Die großen Treffpunkte

Dabei ist Heimat im allgemeinen Sprachgebrauch zunächst auf den Ort bezogen, in den der Mensch hineingeboren wird. Die meisten Tegernseer sind hier groß geworden. Die Eltern haben sie im Kinderwagen über die Wege den See entlanggeschoben.

In den ersten Schuljahren begnügt man sich mit der Entdeckung der fünf Gemeinden rund um den See. Für die Welt reicht es noch nicht. Die hört für manche auch heute noch kurz hinter der Kreuzstraße auf. Dort, wo mittlerweile die Abfüllanlage der Brauerei steht. Nach München rein – da fährt man höchstens mal zum Einkaufen oder aufs Oktoberfest. Denn eigentlich hat man hier ja alles, was man zum Leben braucht – bis auf die Arbeit, aber das ist eine andere Geschichte.

Nach und nach im Laufe der Jahre werden gewisse Orte wichtiger. Die großen Treffpunkte, darunter das Bräustüberl. Schnell wissen wir, welche der Bedienungen uns leiden können und uns halbliterweise Leichtes an den Tisch bringen. Schon früh wird uns klar: wir haben ja gar nicht gewusst, dass unsere kleine Welt am Tegernsee so großartig sein kann.

Bier von außerhalb

Doch auf den Rausch folgt meistens der Kater. Dort, wo einst eine alte Villa stand, steht heute ein Vierspänner. Dort, wo wir einst mit Freunden ein Waldfest feierten, sitzen jetzt Zehntausende und geben Facebook-Partys. Dort, wo einst ein Traditionsgasthaus war, wird da morgen ein „Genusstempel“ oder ein „Almdorf“ stehen?

Die Heimat im Ausverkauf, so ist das Gefühl, das sich manchmal einstellt, wenn man sich an die Orte zurückerinnert.
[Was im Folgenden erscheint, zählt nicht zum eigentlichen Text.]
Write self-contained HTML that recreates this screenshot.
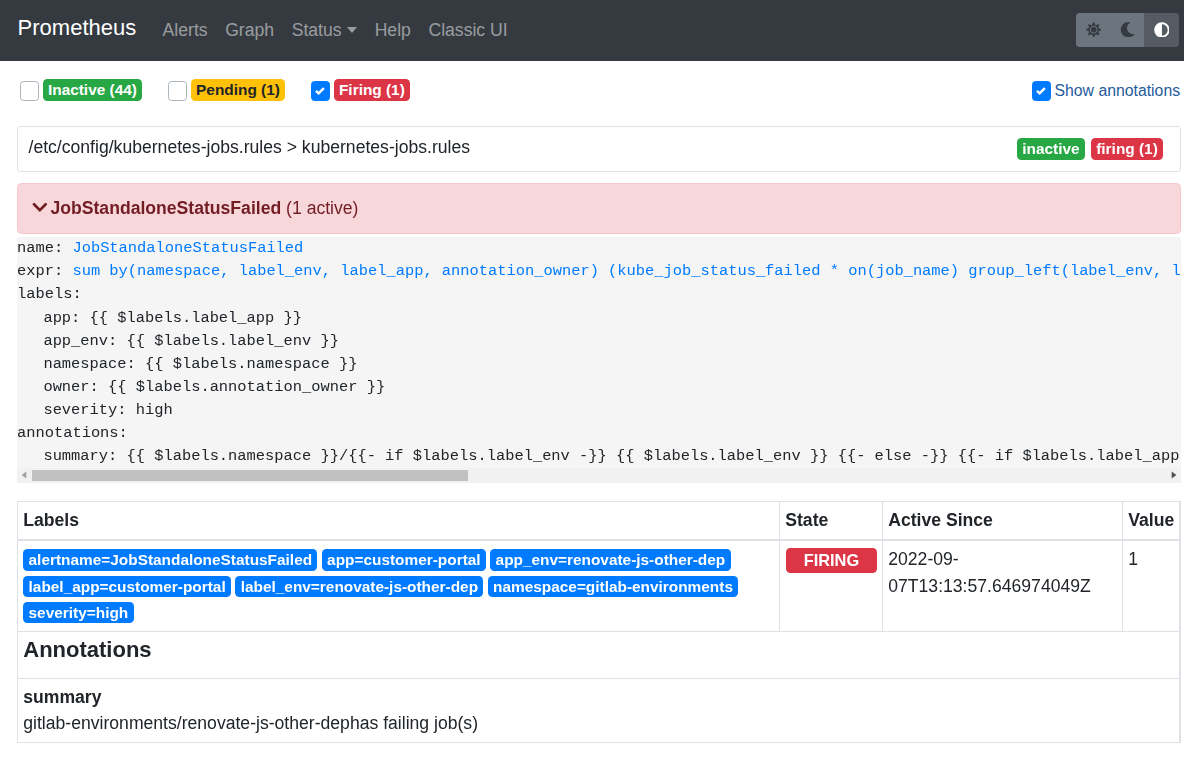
<!DOCTYPE html>
<html>
<head>
<meta charset="utf-8">
<style>
*{box-sizing:border-box;margin:0;padding:0}
html,body{width:1184px;height:761px;overflow:hidden;background:#fff}
body{font-family:"Liberation Sans",sans-serif;color:#212529;position:relative;font-size:17.6px;line-height:26.4px}
.abs{position:absolute}
/* navbar */
.nav{position:absolute;left:0;top:0;width:1184px;height:60.5px;background:#343a40}
.brand{position:absolute;left:17.6px;top:11px;font-size:22px;line-height:33px;color:#fff;white-space:nowrap}
.links{position:absolute;left:153.8px;top:14px;display:flex;white-space:nowrap}
.links span{display:block;padding:0 8.8px;font-size:17.6px;line-height:33px;color:rgba(255,255,255,.5)}
.caret{display:inline-block;margin-left:5.5px;vertical-align:3px;border-top:6.2px solid rgba(255,255,255,.5);border-left:5.2px solid transparent;border-right:5.2px solid transparent}
.tg{position:absolute;left:1076px;top:13px;height:34px;width:102.8px;border-radius:3.5px;overflow:hidden;display:flex}
.tg div{height:34px;background:#6c757d}
/* checkbox row */
.cb{position:absolute;top:81.2px;width:19.2px;height:19.4px;border:1px solid #adb5bd;border-radius:3.6px;background:#fff}
.cb.on{background:#007bff;border-color:#007bff}
.bdg{position:absolute;font-weight:bold;font-size:15.4px;line-height:15.4px;color:#fff;border-radius:4.4px;white-space:nowrap;text-align:center}
/* status card */
.card{position:absolute;left:17px;top:125.8px;width:1164px;height:45.8px;border:1px solid #dee2e6;border-radius:3px}
.alert{position:absolute;left:17px;top:183px;width:1164px;height:50.6px;background:#f8d7da;border:1px solid #f5c6cb;border-radius:4.4px;color:#721c24}
pre{position:absolute;left:17px;top:237px;width:1164px;height:246px;background:#f5f5f5;overflow:hidden;font-family:"Liberation Mono",monospace;font-size:15.4px;line-height:23.1px;color:#212529;white-space:pre}
pre a{color:#007bff;text-decoration:none}
pre .ind{margin-left:26.4px}
pre .l1{position:relative;top:0.5px}
.sb{position:absolute;left:0;bottom:0;width:1164px;height:15px;background:#f1f1f1}
.thumb{position:absolute;left:15px;top:2px;height:11px;width:436px;background:#c1c1c1}
/* table */
table{position:absolute;left:17px;top:501px;width:1163px;border-collapse:collapse;table-layout:fixed}
td,th{border:1.1px solid #dee2e6;padding:5.28px;vertical-align:top;text-align:left}
th{font-weight:bold;border-bottom-width:2.2px}
.lb{display:inline-block;background:#007bff;color:#fff;font-weight:bold;font-size:15.4px;line-height:15.4px;padding:3px 5.3px;border-radius:4.4px;margin-right:4.4px}
</style>
</head>
<body>
<div class="nav">
  <div class="brand">Prometheus</div>
  <div class="links"><span>Alerts</span><span>Graph</span><span>Status<i class="caret"></i></span><span>Help</span><span>Classic UI</span></div>
  <div class="tg">
    <div style="width:34px;position:relative">
      <svg style="position:absolute;left:9.6px;top:8.8px" width="15.4" height="15.4" viewBox="0 0 512 512"><path fill="#343a40" d="M256 160c-52.9 0-96 43.1-96 96s43.1 96 96 96 96-43.1 96-96-43.1-96-96-96zm246.4 80.5l-94.7-47.3 33.5-100.4c4.5-13.6-8.4-26.5-21.9-21.900l-100.4 33.5-47.4-94.8c-6.4-12.8-24.6-12.8-31 0l-47.3 94.7L92.7 70.8c-13.6-4.5-26.5 8.4-21.9 21.9l33.5 100.4-94.700 47.4c-12.8 6.4-12.8 24.6 0 31l94.7 47.3-33.5 100.5c-4.5 13.6 8.4 26.5 21.9 21.9l100.4-33.5 47.3 94.7c6.4 12.8 24.6 12.8 31 0l47.3-94.7 100.4 33.5c13.6 4.5 26.5-8.4 21.9-21.9l-33.5-100.4 94.7-47.3c13-6.5 13-24.7.2-31.1zm-155.9 106c-49.9 49.9-131.1 49.9-181 0-49.9-49.9-49.9-131.1 0-181 49.9-49.9 131.1-49.9 181 0 49.9 49.9 49.9 131.1 0 181z"/></svg>
    </div>
    <div style="width:34px;position:relative">
      <svg style="position:absolute;left:10px;top:8.8px" width="15.4" height="15.4" viewBox="0 0 512 512"><path fill="#343a40" d="M283.211 512c78.962 0 151.079-35.925 198.857-94.792 7.068-8.708-.639-21.43-11.562-19.35-124.203 23.654-238.262-71.576-238.262-196.954 0-72.222 38.662-138.635 101.498-174.394 9.686-5.512 7.25-20.197-3.756-22.23A258.156 258.156 0 0 0 283.211 0c-141.309 0-256 114.511-256 256 0 141.309 114.511 256 256 256z"/></svg>
    </div>
    <div style="width:34.8px;background:#545b62;position:relative">
      <svg style="position:absolute;left:9.5px;top:8.6px" width="15.9" height="15.9" viewBox="0 0 512 512"><path fill="#fff" d="M8 256c0 136.966 111.033 248 248 248s248-111.034 248-248S392.966 8 256 8 8 119.033 8 256zm248 184V72c101.705 0 184 82.311 184 184 0 101.705-82.311 184-184 184z"/></svg>
    </div>
  </div>
</div>

<div class="cb" style="left:20px"></div>
<div class="bdg" style="left:43.1px;top:78.9px;width:98.7px;height:22.1px;padding-top:3.35px;background:#28a745">Inactive (44)</div>
<div class="cb" style="left:168.3px"></div>
<div class="bdg" style="left:191px;top:78.9px;width:94px;height:22.1px;padding-top:3.35px;background:#ffc107;color:#212529">Pending (1)</div>
<div class="cb on" style="left:311px"><svg width="18" height="18" viewBox="0 0 18 18" style="position:absolute;left:0;top:0"><path d="M4 8.9 L6.6 11.4 L11.9 6.1" fill="none" stroke="#fff" stroke-width="2.4" stroke-linecap="butt" stroke-linejoin="miter"/></svg></div>
<div class="bdg" style="left:334.1px;top:78.9px;width:75.6px;height:22.1px;padding-top:3.35px;background:#dc3545">Firing (1)</div>
<div class="cb on" style="left:1032px"><svg width="18" height="18" viewBox="0 0 18 18" style="position:absolute;left:0;top:0"><path d="M4 8.9 L6.6 11.4 L11.9 6.1" fill="none" stroke="#fff" stroke-width="2.4" stroke-linecap="butt" stroke-linejoin="miter"/></svg></div>
<div class="abs" style="left:1054.5px;top:77.6px;font-size:15.8px;color:#1f5c9c;white-space:nowrap">Show annotations</div>

<div class="gl" style="position:absolute;left:0;top:0;width:1184px;height:761px;will-change:transform">
<div class="card">
  <div class="abs" style="left:10.5px;top:7.5px;white-space:nowrap">/etc/config/kubernetes-jobs.rules &gt; kubernetes-jobs.rules</div>
  <div class="bdg" style="left:999px;top:11.4px;width:68px;height:21.6px;padding-top:3.1px;background:#28a745">inactive</div>
  <div class="bdg" style="left:1073px;top:11.4px;width:72px;height:21.6px;padding-top:3.1px;background:#dc3545">firing (1)</div>
</div>

<div class="alert">
  <svg class="abs" style="left:10px;top:12px" width="28" height="22" viewBox="0 0 28 22"><path d="M6 8.2 L11.85 14.1 L17.7 8.2" fill="none" stroke="#721c24" stroke-width="2.7" stroke-linecap="round" stroke-linejoin="miter"/></svg>
  <div class="abs" style="left:32.5px;top:11px;white-space:nowrap"><b>JobStandaloneStatusFailed</b> (1 active)</div>
</div>

<pre><div>name: <a>JobStandaloneStatusFailed</a></div><div>expr: <a>sum by(namespace, label_env, label_app, annotation_owner) (kube_job_status_failed * on(job_name) group_left(label_env, label_app, annotation_owner) kube_job_labels{label_app!=""}) &gt; 0</a></div><div>labels:</div><div class="ind l1">app: {{ $labels.label_app }}</div><div class="ind l1">app_env: {{ $labels.label_env }}</div><div class="ind l1">namespace: {{ $labels.namespace }}</div><div class="ind l1">owner: {{ $labels.annotation_owner }}</div><div class="ind l1">severity: high</div><div>annotations:</div><div class="ind">summary: {{ $labels.namespace }}/{{- if $labels.label_env -}} {{ $labels.label_env }} {{- else -}} {{- if $labels.label_app -}} {{ $labels.label_app }} {{- end -}} {{- end -}} has failing job(s)</div><div class="sb"><div class="thumb"></div><svg style="position:absolute;left:4px;top:3px" width="6" height="8" viewBox="0 0 6 8"><path d="M5.3 0.5 L0.6 4 L5.3 7.5Z" fill="#a3a3a3"/></svg><svg style="position:absolute;left:1154px;top:3px" width="6" height="8" viewBox="0 0 6 8"><path d="M0.7 0.5 L5.4 4 L0.7 7.5Z" fill="#505050"/></svg></div></pre>

<table>
<colgroup><col style="width:762px"><col style="width:103px"><col style="width:240px"><col></colgroup>
<tr><th>Labels</th><th>State</th><th>Active Since</th><th>Value</th></tr>
<tr><td><span class="lb">alertname=JobStandaloneStatusFailed</span><span class="lb">app=customer-portal</span><span class="lb">app_env=renovate-js-other-dep</span><span class="lb">label_app=customer-portal</span><span class="lb">label_env=renovate-js-other-dep</span><span class="lb">namespace=gitlab-environments</span><span class="lb">severity=high</span></td>
<td><span class="lb" style="background:#dc3545;font-size:16.4px;line-height:16.4px;padding:4px 18px 4.4px;margin:1.7px 0 0 0.4px">FIRING</span></td><td>2022-09-<br>07T13:13:57.646974049Z</td><td>1</td></tr>
<tr><td colspan="4"><div style="font-size:22px;line-height:26.4px;margin-bottom:9.6px;font-weight:bold">Annotations</div></td></tr>
<tr><td colspan="4" style="padding:5px 5.28px 4.8px"><div style="font-weight:bold">summary</div><div style="position:relative;top:-0.8px">gitlab-environments/renovate-js-other-dephas failing job(s)</div></td></tr>
</table>
<div style="position:absolute;left:1180px;top:501px;width:1px;height:242px;background:#dee2e6"></div>
</div>
</body>
</html>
Und wir spüren, was wir einem Menschen erzählen werden, der uns die Frage danach stellt, warum wir uns so aufregen, wenn es hier vielleicht bald mehr Bier von außerhalb gibt als aus unserem eigenen Brauhaus: Für uns ist das Heimat, die sich nicht immer, aber manchmal eben auch im Bierglas widerspiegelt.